Annotations should be required in every BI tool. The ability to mark reference lines and data points on graphs and tables is critical to clear communication. Placing an annotation on a point in space does not require a data point to exist there, another nice feature. The smart BI vendors are focusing on collaboration and communication among users.

“Groups” stole their name from the “groups” of 2.x which are now the “sets” of 3.0 and can be used like so: similar dimensions such as coffee and tea, which may need to be represented in the database as separate product lines, can now be combined on the fly within Tableau by an end user under the simple heading “drinks”. This would make it easy to answer a question about food vs drink sales without the need to export to Excel and spend more time adding up the drink categories. In short, “groups” bring dimension values together and “sets” allow for separating special values from the rest of a dimensions values–and both can be done by the end user. Pretty nice.

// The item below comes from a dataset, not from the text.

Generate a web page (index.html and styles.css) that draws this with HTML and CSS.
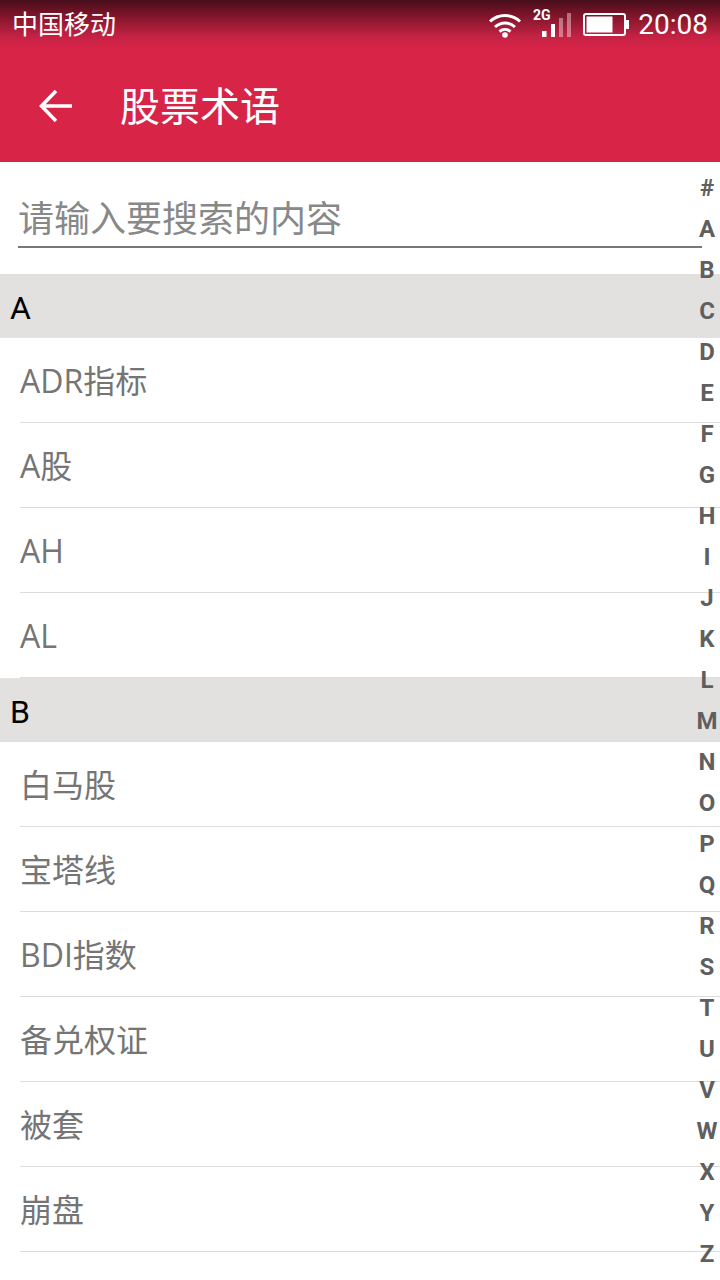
FILE: index.html
```html
<!DOCTYPE html>
<html lang="zh">
<head>
<meta charset="utf-8">
<title>股票术语</title>
<link rel="stylesheet" href="styles.css">
</head>
<body>
<div class="app">
  <header class="bar">
    <div class="status">
      <span class="carrier">中国移动</span>
      <div class="status-right">
        <svg class="wifi" width="34" height="26" viewBox="0 0 34 26"><g fill="none" stroke="#fff" stroke-width="3"><path d="M2 9.500C10.500 1.500 23.500 1.500 32 9.500"/><path d="M7 15C13 9.500 21 9.500 27 15"/><path d="M11.500 19.500C14.800 16.800 19.200 16.800 22.500 19.500"/></g><circle cx="17" cy="23" r="2.800" fill="#fff"/></svg>
        <svg class="signal" width="40" height="40" viewBox="0 -5 40 40"><text x="2" y="9.500" class="gen">2G</text><rect x="11" y="21" width="4.500" height="6" fill="#fff"/><rect x="20" y="14" width="4" height="13" fill="#fff"/><rect x="28" y="8" width="4" height="19" fill="#fff" fill-opacity=".4"/><rect x="36" y="3" width="4" height="24" fill="#fff" fill-opacity=".4"/></svg>
        <svg class="battery" width="46" height="24" viewBox="0 0 46 24"><rect x="1" y="1" width="41" height="21" rx="2" fill="none" stroke="#fff" stroke-width="2"/><rect x="3.500" y="3.500" width="26" height="16" fill="#fff"/><rect x="43" y="7" width="3" height="9" fill="#fff"/></svg>
        <span class="clock">20:08</span>
      </div>
    </div>
    <div class="toolbar">
      <svg class="back" width="36" height="36" viewBox="0 0 36 36"><path d="M34 18H4M18 3L3.500 18L18 33" fill="none" stroke="#fff" stroke-width="3.500"/></svg>
      <h1 class="title">股票术语</h1>
    </div>
  </header>
  <div class="search"><div class="field">请输入要搜索的内容</div></div>
  <section>
    <div class="head">A</div>
    <div class="row">ADR指标</div>
    <div class="row">A股</div>
    <div class="row">AH</div>
    <div class="row">AL</div>
    <div class="head">B</div>
    <div class="row">白马股</div>
    <div class="row">宝塔线</div>
    <div class="row">BDI指数</div>
    <div class="row">备兑权证</div>
    <div class="row">被套</div>
    <div class="row">崩盘</div>
  </section>
  <nav class="index">
    <span>#</span><span>A</span><span>B</span><span>C</span><span>D</span><span>E</span><span>F</span><span>G</span><span>H</span><span>I</span><span>J</span><span>K</span><span>L</span><span>M</span><span>N</span><span>O</span><span>P</span><span>Q</span><span>R</span><span>S</span><span>T</span><span>U</span><span>V</span><span>W</span><span>X</span><span>Y</span><span>Z</span>
  </nav>
</div>
</body>
</html>
```
FILE: styles.css
```css
* { box-sizing: border-box; }
html, body { margin: 0; padding: 0; }
body { background: #fff; font-family: Roboto, "Noto Sans CJK SC", sans-serif; }
.app { position: relative; width: 720px; height: 1280px; overflow: hidden; background: #fff; }
.bar { height: 162px; background: linear-gradient(180deg, #470e1b 0, #7a1428 14px, #c32244 36px, #d72447 48px, #d72447 100%); color: #fff; }
.status { height: 50px; display: flex; align-items: center; justify-content: space-between; padding: 0 12px 0 12px; }
.carrier { font-size: 26px; line-height: 50px; }
.status-right { display: flex; align-items: center; }
.wifi { margin-right: 9px; }
.signal { margin-right: 12px; }
.gen { font: 700 14px Roboto, sans-serif; fill: #fff; }
.battery { margin-right: 9px; }
.clock { font-size: 28px; line-height: 50px; }
.toolbar { height: 112px; display: flex; align-items: center; padding: 0 0 0 38px; }
.back { margin-right: 46px; }
.title { margin: 0; font-size: 40px; font-weight: 400; line-height: 112px; margin-top: 4px; }
.search { height: 112px; padding: 32px 18px 0; }
.field { height: 54px; border-bottom: 2px solid #777; color: #888; font-size: 36px; line-height: 53px; }
.head { height: 64px; background: #e2e1df; color: #000; font-size: 32px; line-height: 68px; padding-left: 10px; }
.row { height: 85px; margin-left: 20px; border-bottom: 1px solid #dcdcdc; color: #757575; font-family: "Open Sans", "Noto Sans CJK SC", sans-serif; font-size: 32px; line-height: 86px; }
.index { position: absolute; right: 0; top: 168px; width: 26px; display: flex; flex-direction: column; align-items: center; }
.index span { height: 41px; line-height: 41px; font-size: 24px; font-weight: 700; color: #5f5f5f; }
```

I think the strongest competitor for visualization is Spotfire. However, Tableau’s use of live database interaction will become an advantage as data warehouse implementations shift to high-performance in-memory read-optimized databases. Was that over-hyphenated? Spotfire’s initial data loads are inflexible and I wouldn’t recommend it if you need to update a large dataset frequently.

Unlike QlikView, all of Tableau’s data needs to be in a single database. With good design, this is not a performance issue. The problem is that the extra expense of hardware and software to store a separate data warehouse and run ETL processing may push Tableau’s final price tag far above QlikView, which can easy pull from multiple sources and uses its own high-speed database.

My favorite part of the Juice Analytics presentation (PDF) is the rundown of the essential BI toolset and the examples they chose such as Yahoo Pipes, Baby Name Voyager and We Feel Fine. Great job!